最後になりますが、先日、大阪府議会、大阪市会で議決された公立大学法人大阪市立大学との法人統合について簡単にお話しします。本学の歴史は130年以上におよびますが、その歴史はさまざまな学校の統廃合の歴史ともいえます。2005年に大阪府が運営する三大学を統合して法人化したほか、2011年に大阪府立大学工業高等専門学校を法人傘下におき運営しています。来年度に新たな法人の元で二大学一高専を運営することになります。その後、これらの歴史の中で培ってきた伝統を大切にして、魅力ある新大学の設置をめざしていくことを誓いますので、大阪府立大学に入学された皆さまは心配せずに勉学に励んでください。

それから、ご家族の方にお願いとお知らせです。私たちは、学生の海外派遣・留学支援、クラブなどの課外活動に対する支援策として、ふるさと納税制度を活用した「つばさ基金」を設立しています。ご協力を頂ければ幸いです。

また、明日(7日)の「府大花(さくら)まつり」に、中百舌鳥キャンパスへ見学にいらっしゃいませんか。
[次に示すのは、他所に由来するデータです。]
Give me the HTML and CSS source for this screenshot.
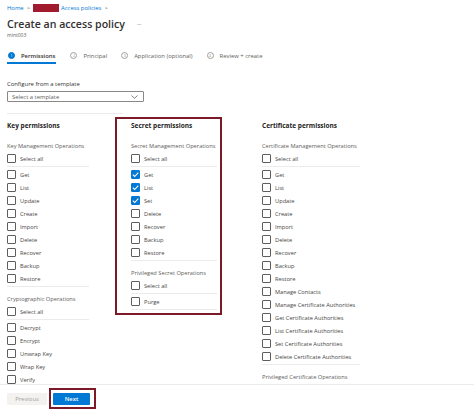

残念ながら多くの桜は満開を過ぎていますが、教職員・学生・近隣の方々による多くの楽しい企画を用意しております。大阪府立大学風を知るよい機会だと思います。

同じく7月までの木曜日の午後に開催する公開講座「関西経済論」では、松井一郎大阪府知事、竹山修身堺市長を含め、各界の著名な方のお話を聞くとともに、ぜひキャンパス内の図書館、食堂などをお楽しみいただけますので、お申し込みいただきたいと思っています。さらに5月には、友好祭と呼ぶ大学祭にあわせて保護者の方のためのオープンキャンパスを企画しています。これらの機会に学生で活気あふれるキャンパスの“風”をぜひ知ってください。お待ち申し上げます。

以上をもちまして、本日から始まる皆さまの新しい生活における飛躍を期待して式辞と致します。本日は、おめでとうございました。